Abstract

The Belle Époque has been considered to be the peak years of French feminist and suffragist activism. Yet this period can also be seen as one of gender conflicts and contradictions that have been skilfully revealed by talented artists working in what is called the ‘golden age of caricature’. This article is conceived as an analysis and decoding of satirical representations of feminists by French political caricaturists at the height of the women's suffrage campaign. Their work circulated relatively freely in the mass illustrated press, targeting the dominant bourgeois political order and its failure to address social inequalities. Caricaturists also mocked bourgeois feminists and suffragists as class enemies whose demands for political rights would, in their opinion, provide no guarantee that their participation in politics would be any different from that of bourgeois men.

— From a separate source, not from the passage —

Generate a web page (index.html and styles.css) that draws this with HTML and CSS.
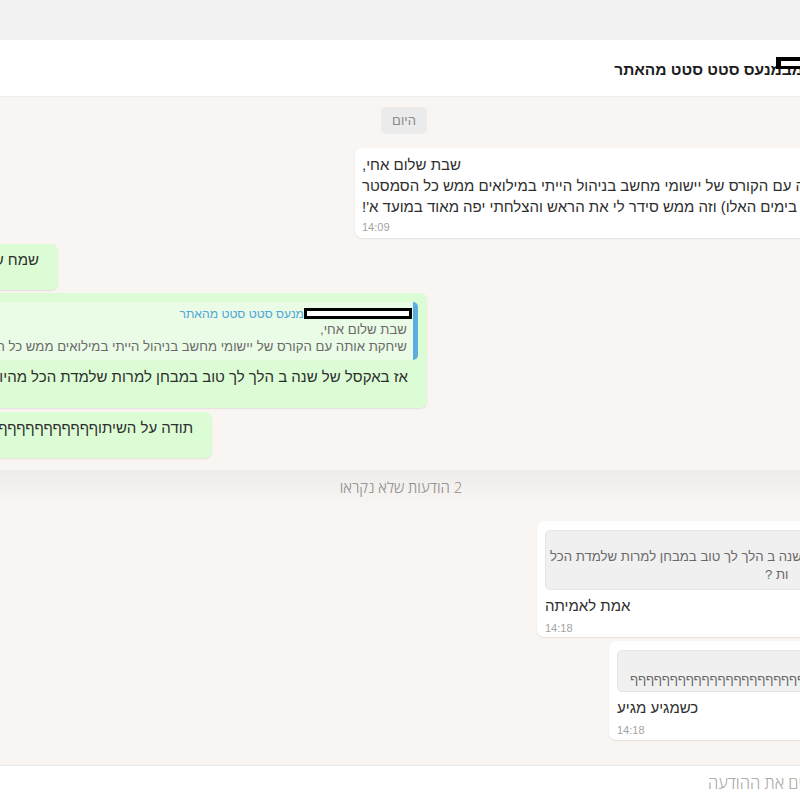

Leading artists, such as Jules Grandjouan and Juan Gris, recycled the misogynous anti-feminist arguments so prevalent in the literature and social sciences of this period, and deployed a new visual language that expressed the extreme violence of this reactionary opposition to feminism. The article analyses three issues of the influential satirical magazine, L'Assiette au Beurre, devoted to feminism and feminists, women's suffrage, and their eligibilty for public office. The author argues that these caricatures were part of an aggressive countermovement against the bourgeois social order and against feminism as a legitimate political movement.